Aim: Retype the material in full, keeping every word the same.

Collected data:
++++++++++

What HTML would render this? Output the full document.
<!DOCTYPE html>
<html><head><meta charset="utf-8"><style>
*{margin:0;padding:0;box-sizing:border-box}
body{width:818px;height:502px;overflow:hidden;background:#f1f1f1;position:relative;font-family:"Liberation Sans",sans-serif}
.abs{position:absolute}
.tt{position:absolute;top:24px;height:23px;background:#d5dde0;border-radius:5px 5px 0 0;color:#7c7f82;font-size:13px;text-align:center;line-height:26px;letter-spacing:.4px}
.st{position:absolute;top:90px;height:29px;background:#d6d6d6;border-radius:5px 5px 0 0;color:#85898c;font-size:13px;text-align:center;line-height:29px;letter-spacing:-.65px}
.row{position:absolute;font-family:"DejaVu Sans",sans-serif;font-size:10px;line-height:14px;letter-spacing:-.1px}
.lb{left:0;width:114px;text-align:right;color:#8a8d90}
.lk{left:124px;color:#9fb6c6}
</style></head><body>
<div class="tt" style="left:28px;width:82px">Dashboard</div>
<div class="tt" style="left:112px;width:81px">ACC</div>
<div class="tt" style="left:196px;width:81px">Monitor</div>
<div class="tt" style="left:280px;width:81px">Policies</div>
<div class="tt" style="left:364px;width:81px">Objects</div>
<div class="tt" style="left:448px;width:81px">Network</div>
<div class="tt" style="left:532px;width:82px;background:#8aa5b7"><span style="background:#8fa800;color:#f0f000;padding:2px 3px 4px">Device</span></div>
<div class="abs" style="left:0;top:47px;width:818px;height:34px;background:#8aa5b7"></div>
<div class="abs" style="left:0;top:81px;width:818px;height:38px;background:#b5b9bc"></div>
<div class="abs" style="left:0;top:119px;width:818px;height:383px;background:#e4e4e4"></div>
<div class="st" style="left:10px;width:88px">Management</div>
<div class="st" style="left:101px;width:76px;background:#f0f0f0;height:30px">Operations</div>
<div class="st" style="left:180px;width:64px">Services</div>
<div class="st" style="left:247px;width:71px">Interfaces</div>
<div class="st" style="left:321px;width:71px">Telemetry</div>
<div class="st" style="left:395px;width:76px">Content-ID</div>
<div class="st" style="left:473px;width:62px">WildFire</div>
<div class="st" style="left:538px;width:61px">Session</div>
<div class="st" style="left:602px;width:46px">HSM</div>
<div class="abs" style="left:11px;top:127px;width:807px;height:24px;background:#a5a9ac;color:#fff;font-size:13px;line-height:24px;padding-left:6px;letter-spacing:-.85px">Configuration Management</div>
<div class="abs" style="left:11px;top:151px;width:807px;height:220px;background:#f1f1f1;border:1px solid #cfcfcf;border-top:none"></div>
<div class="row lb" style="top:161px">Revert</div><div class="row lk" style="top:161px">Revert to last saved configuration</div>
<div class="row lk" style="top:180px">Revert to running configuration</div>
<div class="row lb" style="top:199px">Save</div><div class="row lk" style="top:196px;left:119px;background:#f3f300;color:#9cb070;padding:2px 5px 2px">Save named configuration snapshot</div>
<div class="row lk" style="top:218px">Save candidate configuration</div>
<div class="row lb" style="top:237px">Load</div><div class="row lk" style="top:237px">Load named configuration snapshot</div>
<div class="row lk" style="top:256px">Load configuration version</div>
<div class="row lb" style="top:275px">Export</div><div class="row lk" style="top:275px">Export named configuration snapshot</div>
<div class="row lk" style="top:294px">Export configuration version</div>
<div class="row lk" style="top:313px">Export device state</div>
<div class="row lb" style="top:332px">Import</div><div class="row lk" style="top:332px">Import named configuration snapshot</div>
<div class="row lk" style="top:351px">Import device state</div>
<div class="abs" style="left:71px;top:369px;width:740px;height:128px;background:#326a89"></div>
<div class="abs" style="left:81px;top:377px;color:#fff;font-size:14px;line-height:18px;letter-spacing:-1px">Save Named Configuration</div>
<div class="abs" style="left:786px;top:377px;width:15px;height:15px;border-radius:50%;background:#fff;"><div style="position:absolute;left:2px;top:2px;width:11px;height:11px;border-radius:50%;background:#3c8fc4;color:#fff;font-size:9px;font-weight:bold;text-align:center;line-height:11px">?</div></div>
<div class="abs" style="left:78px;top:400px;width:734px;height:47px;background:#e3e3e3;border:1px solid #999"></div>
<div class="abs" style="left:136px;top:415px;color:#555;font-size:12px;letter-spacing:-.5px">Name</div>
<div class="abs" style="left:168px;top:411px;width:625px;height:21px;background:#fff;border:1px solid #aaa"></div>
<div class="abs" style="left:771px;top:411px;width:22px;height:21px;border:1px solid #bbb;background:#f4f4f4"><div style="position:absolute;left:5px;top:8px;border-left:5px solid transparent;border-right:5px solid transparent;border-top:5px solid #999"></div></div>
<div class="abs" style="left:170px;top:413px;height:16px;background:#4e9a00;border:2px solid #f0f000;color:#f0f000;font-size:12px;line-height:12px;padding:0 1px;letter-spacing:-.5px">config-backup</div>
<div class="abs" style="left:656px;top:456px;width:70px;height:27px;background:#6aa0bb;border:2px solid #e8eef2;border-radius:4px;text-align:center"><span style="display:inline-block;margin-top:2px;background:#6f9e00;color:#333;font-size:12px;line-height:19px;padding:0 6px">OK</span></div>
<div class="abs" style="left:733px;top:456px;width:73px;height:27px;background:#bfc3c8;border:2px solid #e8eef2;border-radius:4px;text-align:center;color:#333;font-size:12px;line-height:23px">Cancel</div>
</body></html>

++++++++++

Task answer:
What HTML would render this? Output the full document.
<!DOCTYPE html>
<html><head><meta charset="utf-8"><style>
*{margin:0;padding:0;box-sizing:border-box}
body{width:818px;height:502px;overflow:hidden;background:#f1f1f1;position:relative;font-family:"Liberation Sans",sans-serif}
.abs{position:absolute}
.tt{position:absolute;top:24px;height:23px;background:#d5dde0;border-radius:5px 5px 0 0;color:#7c7f82;font-size:13px;text-align:center;line-height:26px;letter-spacing:.4px}
.st{position:absolute;top:90px;height:29px;background:#d6d6d6;border-radius:5px 5px 0 0;color:#85898c;font-size:13px;text-align:center;line-height:29px;letter-spacing:-.65px}
.row{position:absolute;font-family:"DejaVu Sans",sans-serif;font-size:10px;line-height:14px;letter-spacing:-.1px}
.lb{left:0;width:114px;text-align:right;color:#8a8d90}
.lk{left:124px;color:#9fb6c6}
</style></head><body>
<div class="tt" style="left:28px;width:82px">Dashboard</div>
<div class="tt" style="left:112px;width:81px">ACC</div>
<div class="tt" style="left:196px;width:81px">Monitor</div>
<div class="tt" style="left:280px;width:81px">Policies</div>
<div class="tt" style="left:364px;width:81px">Objects</div>
<div class="tt" style="left:448px;width:81px">Network</div>
<div class="tt" style="left:532px;width:82px;background:#8aa5b7"><span style="background:#8fa800;color:#f0f000;padding:2px 3px 4px">Device</span></div>
<div class="abs" style="left:0;top:47px;width:818px;height:34px;background:#8aa5b7"></div>
<div class="abs" style="left:0;top:81px;width:818px;height:38px;background:#b5b9bc"></div>
<div class="abs" style="left:0;top:119px;width:818px;height:383px;background:#e4e4e4"></div>
<div class="st" style="left:10px;width:88px">Management</div>
<div class="st" style="left:101px;width:76px;background:#f0f0f0;height:30px">Operations</div>
<div class="st" style="left:180px;width:64px">Services</div>
<div class="st" style="left:247px;width:71px">Interfaces</div>
<div class="st" style="left:321px;width:71px">Telemetry</div>
<div class="st" style="left:395px;width:76px">Content-ID</div>
<div class="st" style="left:473px;width:62px">WildFire</div>
<div class="st" style="left:538px;width:61px">Session</div>
<div class="st" style="left:602px;width:46px">HSM</div>
<div class="abs" style="left:11px;top:127px;width:807px;height:24px;background:#a5a9ac;color:#fff;font-size:13px;line-height:24px;padding-left:6px;letter-spacing:-.85px">Configuration Management</div>
<div class="abs" style="left:11px;top:151px;width:807px;height:220px;background:#f1f1f1;border:1px solid #cfcfcf;border-top:none"></div>
<div class="row lb" style="top:161px">Revert</div><div class="row lk" style="top:161px">Revert to last saved configuration</div>
<div class="row lk" style="top:180px">Revert to running configuration</div>
<div class="row lb" style="top:199px">Save</div><div class="row lk" style="top:196px;left:119px;background:#f3f300;color:#9cb070;padding:2px 5px 2px">Save named configuration snapshot</div>
<div class="row lk" style="top:218px">Save candidate configuration</div>
<div class="row lb" style="top:237px">Load</div><div class="row lk" style="top:237px">Load named configuration snapshot</div>
<div class="row lk" style="top:256px">Load configuration version</div>
<div class="row lb" style="top:275px">Export</div><div class="row lk" style="top:275px">Export named configuration snapshot</div>
<div class="row lk" style="top:294px">Export configuration version</div>
<div class="row lk" style="top:313px">Export device state</div>
<div class="row lb" style="top:332px">Import</div><div class="row lk" style="top:332px">Import named configuration snapshot</div>
<div class="row lk" style="top:351px">Import device state</div>
<div class="abs" style="left:71px;top:369px;width:740px;height:128px;background:#326a89"></div>
<div class="abs" style="left:81px;top:377px;color:#fff;font-size:14px;line-height:18px;letter-spacing:-1px">Save Named Configuration</div>
<div class="abs" style="left:786px;top:377px;width:15px;height:15px;border-radius:50%;background:#fff;"><div style="position:absolute;left:2px;top:2px;width:11px;height:11px;border-radius:50%;background:#3c8fc4;color:#fff;font-size:9px;font-weight:bold;text-align:center;line-height:11px">?</div></div>
<div class="abs" style="left:78px;top:400px;width:734px;height:47px;background:#e3e3e3;border:1px solid #999"></div>
<div class="abs" style="left:136px;top:415px;color:#555;font-size:12px;letter-spacing:-.5px">Name</div>
<div class="abs" style="left:168px;top:411px;width:625px;height:21px;background:#fff;border:1px solid #aaa"></div>
<div class="abs" style="left:771px;top:411px;width:22px;height:21px;border:1px solid #bbb;background:#f4f4f4"><div style="position:absolute;left:5px;top:8px;border-left:5px solid transparent;border-right:5px solid transparent;border-top:5px solid #999"></div></div>
<div class="abs" style="left:170px;top:413px;height:16px;background:#4e9a00;border:2px solid #f0f000;color:#f0f000;font-size:12px;line-height:12px;padding:0 1px;letter-spacing:-.5px">config-backup</div>
<div class="abs" style="left:656px;top:456px;width:70px;height:27px;background:#6aa0bb;border:2px solid #e8eef2;border-radius:4px;text-align:center"><span style="display:inline-block;margin-top:2px;background:#6f9e00;color:#333;font-size:12px;line-height:19px;padding:0 6px">OK</span></div>
<div class="abs" style="left:733px;top:456px;width:73px;height:27px;background:#bfc3c8;border:2px solid #e8eef2;border-radius:4px;text-align:center;color:#333;font-size:12px;line-height:23px">Cancel</div>
</body></html>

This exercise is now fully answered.